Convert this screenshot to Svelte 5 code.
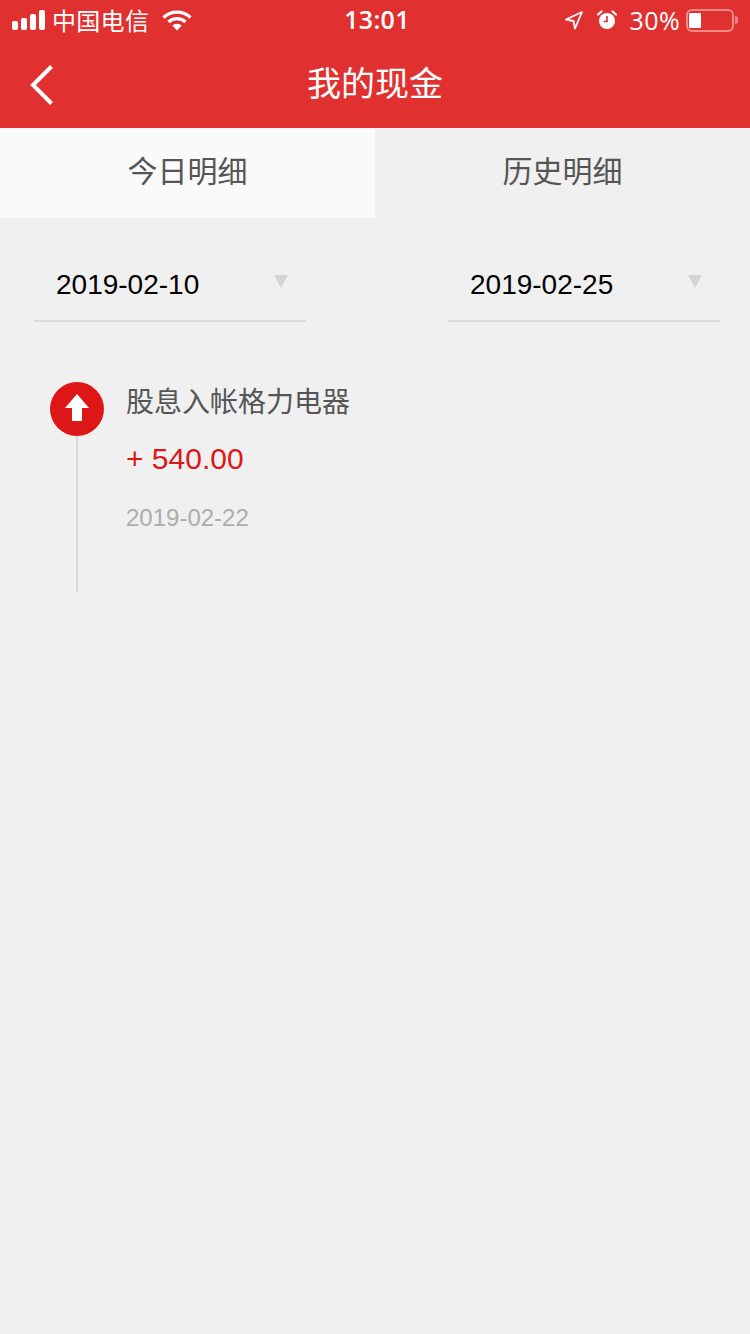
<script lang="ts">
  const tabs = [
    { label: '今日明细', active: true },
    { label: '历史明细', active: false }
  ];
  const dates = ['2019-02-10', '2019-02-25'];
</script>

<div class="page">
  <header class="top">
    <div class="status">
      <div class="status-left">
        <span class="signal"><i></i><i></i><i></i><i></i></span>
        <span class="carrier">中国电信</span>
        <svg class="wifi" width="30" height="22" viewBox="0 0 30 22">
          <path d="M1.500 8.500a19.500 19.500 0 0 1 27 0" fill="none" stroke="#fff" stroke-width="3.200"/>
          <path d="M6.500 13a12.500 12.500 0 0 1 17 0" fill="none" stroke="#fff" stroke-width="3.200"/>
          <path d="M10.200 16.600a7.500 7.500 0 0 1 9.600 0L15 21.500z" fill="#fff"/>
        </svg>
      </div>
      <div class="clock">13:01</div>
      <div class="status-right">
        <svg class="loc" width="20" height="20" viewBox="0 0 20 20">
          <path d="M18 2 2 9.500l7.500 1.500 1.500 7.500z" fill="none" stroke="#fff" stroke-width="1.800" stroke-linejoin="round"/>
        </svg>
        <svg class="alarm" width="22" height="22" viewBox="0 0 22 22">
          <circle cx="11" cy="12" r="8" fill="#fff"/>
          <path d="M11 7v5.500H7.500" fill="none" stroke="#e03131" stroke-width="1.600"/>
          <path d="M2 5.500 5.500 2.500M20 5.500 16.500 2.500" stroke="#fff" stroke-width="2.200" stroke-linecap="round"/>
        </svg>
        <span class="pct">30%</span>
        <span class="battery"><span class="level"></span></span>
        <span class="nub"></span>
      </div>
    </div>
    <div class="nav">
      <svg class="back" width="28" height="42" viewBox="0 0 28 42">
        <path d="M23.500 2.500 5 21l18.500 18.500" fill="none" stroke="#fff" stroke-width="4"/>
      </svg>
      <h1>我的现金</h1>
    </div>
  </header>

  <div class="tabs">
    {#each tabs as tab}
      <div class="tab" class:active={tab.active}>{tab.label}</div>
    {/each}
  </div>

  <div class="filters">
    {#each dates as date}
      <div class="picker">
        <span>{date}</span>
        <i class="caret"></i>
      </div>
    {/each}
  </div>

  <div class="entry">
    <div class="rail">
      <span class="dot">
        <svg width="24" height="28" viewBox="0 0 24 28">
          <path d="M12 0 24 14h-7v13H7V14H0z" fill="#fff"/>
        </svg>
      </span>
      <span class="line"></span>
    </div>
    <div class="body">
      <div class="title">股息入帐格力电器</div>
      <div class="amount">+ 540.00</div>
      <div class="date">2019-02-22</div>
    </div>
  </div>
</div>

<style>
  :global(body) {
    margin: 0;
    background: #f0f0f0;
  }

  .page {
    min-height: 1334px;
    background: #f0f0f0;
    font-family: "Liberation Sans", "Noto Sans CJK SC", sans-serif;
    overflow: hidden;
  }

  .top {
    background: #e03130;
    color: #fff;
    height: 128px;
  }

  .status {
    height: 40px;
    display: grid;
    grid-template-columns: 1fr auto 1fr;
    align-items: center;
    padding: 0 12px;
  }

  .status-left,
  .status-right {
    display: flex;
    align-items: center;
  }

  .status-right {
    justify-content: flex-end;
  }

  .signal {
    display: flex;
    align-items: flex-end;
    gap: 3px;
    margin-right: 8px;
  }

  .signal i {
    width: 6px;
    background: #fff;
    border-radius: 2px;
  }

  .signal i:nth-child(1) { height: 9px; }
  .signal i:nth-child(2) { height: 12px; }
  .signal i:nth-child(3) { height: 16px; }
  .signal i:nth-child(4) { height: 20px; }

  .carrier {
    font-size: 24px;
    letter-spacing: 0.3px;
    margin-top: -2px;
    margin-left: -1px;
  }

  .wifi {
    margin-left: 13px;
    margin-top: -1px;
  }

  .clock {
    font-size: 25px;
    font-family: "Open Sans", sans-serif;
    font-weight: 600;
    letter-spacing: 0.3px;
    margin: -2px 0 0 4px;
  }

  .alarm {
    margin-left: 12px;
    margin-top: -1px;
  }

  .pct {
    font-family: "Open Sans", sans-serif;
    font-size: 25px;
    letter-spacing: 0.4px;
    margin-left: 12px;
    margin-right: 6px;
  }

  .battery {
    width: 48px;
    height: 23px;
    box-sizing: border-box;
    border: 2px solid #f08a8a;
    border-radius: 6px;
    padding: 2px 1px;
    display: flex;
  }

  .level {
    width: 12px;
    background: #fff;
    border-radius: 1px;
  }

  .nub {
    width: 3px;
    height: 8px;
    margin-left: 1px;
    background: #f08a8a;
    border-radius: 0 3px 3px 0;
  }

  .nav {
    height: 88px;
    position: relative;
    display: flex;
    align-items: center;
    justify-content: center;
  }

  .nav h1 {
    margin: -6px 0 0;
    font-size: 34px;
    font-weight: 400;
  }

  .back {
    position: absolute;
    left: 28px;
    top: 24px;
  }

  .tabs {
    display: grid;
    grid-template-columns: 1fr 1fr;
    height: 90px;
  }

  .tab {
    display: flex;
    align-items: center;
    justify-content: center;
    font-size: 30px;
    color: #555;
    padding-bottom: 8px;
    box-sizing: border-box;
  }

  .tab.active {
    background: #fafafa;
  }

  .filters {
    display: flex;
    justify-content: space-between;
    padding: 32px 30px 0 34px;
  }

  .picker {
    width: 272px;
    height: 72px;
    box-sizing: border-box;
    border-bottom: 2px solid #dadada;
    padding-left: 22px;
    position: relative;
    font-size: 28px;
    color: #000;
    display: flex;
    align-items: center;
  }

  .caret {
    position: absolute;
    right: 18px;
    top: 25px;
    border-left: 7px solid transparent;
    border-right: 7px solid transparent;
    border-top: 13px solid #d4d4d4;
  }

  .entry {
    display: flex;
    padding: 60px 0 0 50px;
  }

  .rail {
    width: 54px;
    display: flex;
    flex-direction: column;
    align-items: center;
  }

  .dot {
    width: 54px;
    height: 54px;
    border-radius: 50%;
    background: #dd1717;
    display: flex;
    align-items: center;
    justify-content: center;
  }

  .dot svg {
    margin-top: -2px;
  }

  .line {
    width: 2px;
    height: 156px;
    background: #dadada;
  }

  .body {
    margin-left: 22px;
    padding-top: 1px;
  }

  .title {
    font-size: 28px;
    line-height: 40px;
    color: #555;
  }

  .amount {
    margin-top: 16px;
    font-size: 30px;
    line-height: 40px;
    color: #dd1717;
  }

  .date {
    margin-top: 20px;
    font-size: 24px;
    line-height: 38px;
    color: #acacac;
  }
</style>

==*==

▸ TASK OBJECTIVE: Take the listing and print it again exactly, but without any pictures.

▸ SOLUTION FOR THIS PROBLEM:
Convert this screenshot to Svelte 5 code.
<script lang="ts">
  const tabs = [
    { label: '今日明细', active: true },
    { label: '历史明细', active: false }
  ];
  const dates = ['2019-02-10', '2019-02-25'];
</script>

<div class="page">
  <header class="top">
    <div class="status">
      <div class="status-left">
        <span class="signal"><i></i><i></i><i></i><i></i></span>
        <span class="carrier">中国电信</span>
        <svg class="wifi" width="30" height="22" viewBox="0 0 30 22">
          <path d="M1.500 8.500a19.500 19.500 0 0 1 27 0" fill="none" stroke="#fff" stroke-width="3.200"/>
          <path d="M6.500 13a12.500 12.500 0 0 1 17 0" fill="none" stroke="#fff" stroke-width="3.200"/>
          <path d="M10.200 16.600a7.500 7.500 0 0 1 9.600 0L15 21.500z" fill="#fff"/>
        </svg>
      </div>
      <div class="clock">13:01</div>
      <div class="status-right">
        <svg class="loc" width="20" height="20" viewBox="0 0 20 20">
          <path d="M18 2 2 9.500l7.500 1.500 1.500 7.500z" fill="none" stroke="#fff" stroke-width="1.800" stroke-linejoin="round"/>
        </svg>
        <svg class="alarm" width="22" height="22" viewBox="0 0 22 22">
          <circle cx="11" cy="12" r="8" fill="#fff"/>
          <path d="M11 7v5.500H7.500" fill="none" stroke="#e03131" stroke-width="1.600"/>
          <path d="M2 5.500 5.500 2.500M20 5.500 16.500 2.500" stroke="#fff" stroke-width="2.200" stroke-linecap="round"/>
        </svg>
        <span class="pct">30%</span>
        <span class="battery"><span class="level"></span></span>
        <span class="nub"></span>
      </div>
    </div>
    <div class="nav">
      <svg class="back" width="28" height="42" viewBox="0 0 28 42">
        <path d="M23.500 2.500 5 21l18.500 18.500" fill="none" stroke="#fff" stroke-width="4"/>
      </svg>
      <h1>我的现金</h1>
    </div>
  </header>

  <div class="tabs">
    {#each tabs as tab}
      <div class="tab" class:active={tab.active}>{tab.label}</div>
    {/each}
  </div>

  <div class="filters">
    {#each dates as date}
      <div class="picker">
        <span>{date}</span>
        <i class="caret"></i>
      </div>
    {/each}
  </div>

  <div class="entry">
    <div class="rail">
      <span class="dot">
        <svg width="24" height="28" viewBox="0 0 24 28">
          <path d="M12 0 24 14h-7v13H7V14H0z" fill="#fff"/>
        </svg>
      </span>
      <span class="line"></span>
    </div>
    <div class="body">
      <div class="title">股息入帐格力电器</div>
      <div class="amount">+ 540.00</div>
      <div class="date">2019-02-22</div>
    </div>
  </div>
</div>

<style>
  :global(body) {
    margin: 0;
    background: #f0f0f0;
  }

  .page {
    min-height: 1334px;
    background: #f0f0f0;
    font-family: "Liberation Sans", "Noto Sans CJK SC", sans-serif;
    overflow: hidden;
  }

  .top {
    background: #e03130;
    color: #fff;
    height: 128px;
  }

  .status {
    height: 40px;
    display: grid;
    grid-template-columns: 1fr auto 1fr;
    align-items: center;
    padding: 0 12px;
  }

  .status-left,
  .status-right {
    display: flex;
    align-items: center;
  }

  .status-right {
    justify-content: flex-end;
  }

  .signal {
    display: flex;
    align-items: flex-end;
    gap: 3px;
    margin-right: 8px;
  }

  .signal i {
    width: 6px;
    background: #fff;
    border-radius: 2px;
  }

  .signal i:nth-child(1) { height: 9px; }
  .signal i:nth-child(2) { height: 12px; }
  .signal i:nth-child(3) { height: 16px; }
  .signal i:nth-child(4) { height: 20px; }

  .carrier {
    font-size: 24px;
    letter-spacing: 0.3px;
    margin-top: -2px;
    margin-left: -1px;
  }

  .wifi {
    margin-left: 13px;
    margin-top: -1px;
  }

  .clock {
    font-size: 25px;
    font-family: "Open Sans", sans-serif;
    font-weight: 600;
    letter-spacing: 0.3px;
    margin: -2px 0 0 4px;
  }

  .alarm {
    margin-left: 12px;
    margin-top: -1px;
  }

  .pct {
    font-family: "Open Sans", sans-serif;
    font-size: 25px;
    letter-spacing: 0.4px;
    margin-left: 12px;
    margin-right: 6px;
  }

  .battery {
    width: 48px;
    height: 23px;
    box-sizing: border-box;
    border: 2px solid #f08a8a;
    border-radius: 6px;
    padding: 2px 1px;
    display: flex;
  }

  .level {
    width: 12px;
    background: #fff;
    border-radius: 1px;
  }

  .nub {
    width: 3px;
    height: 8px;
    margin-left: 1px;
    background: #f08a8a;
    border-radius: 0 3px 3px 0;
  }

  .nav {
    height: 88px;
    position: relative;
    display: flex;
    align-items: center;
    justify-content: center;
  }

  .nav h1 {
    margin: -6px 0 0;
    font-size: 34px;
    font-weight: 400;
  }

  .back {
    position: absolute;
    left: 28px;
    top: 24px;
  }

  .tabs {
    display: grid;
    grid-template-columns: 1fr 1fr;
    height: 90px;
  }

  .tab {
    display: flex;
    align-items: center;
    justify-content: center;
    font-size: 30px;
    color: #555;
    padding-bottom: 8px;
    box-sizing: border-box;
  }

  .tab.active {
    background: #fafafa;
  }

  .filters {
    display: flex;
    justify-content: space-between;
    padding: 32px 30px 0 34px;
  }

  .picker {
    width: 272px;
    height: 72px;
    box-sizing: border-box;
    border-bottom: 2px solid #dadada;
    padding-left: 22px;
    position: relative;
    font-size: 28px;
    color: #000;
    display: flex;
    align-items: center;
  }

  .caret {
    position: absolute;
    right: 18px;
    top: 25px;
    border-left: 7px solid transparent;
    border-right: 7px solid transparent;
    border-top: 13px solid #d4d4d4;
  }

  .entry {
    display: flex;
    padding: 60px 0 0 50px;
  }

  .rail {
    width: 54px;
    display: flex;
    flex-direction: column;
    align-items: center;
  }

  .dot {
    width: 54px;
    height: 54px;
    border-radius: 50%;
    background: #dd1717;
    display: flex;
    align-items: center;
    justify-content: center;
  }

  .dot svg {
    margin-top: -2px;
  }

  .line {
    width: 2px;
    height: 156px;
    background: #dadada;
  }

  .body {
    margin-left: 22px;
    padding-top: 1px;
  }

  .title {
    font-size: 28px;
    line-height: 40px;
    color: #555;
  }

  .amount {
    margin-top: 16px;
    font-size: 30px;
    line-height: 40px;
    color: #dd1717;
  }

  .date {
    margin-top: 20px;
    font-size: 24px;
    line-height: 38px;
    color: #acacac;
  }
</style>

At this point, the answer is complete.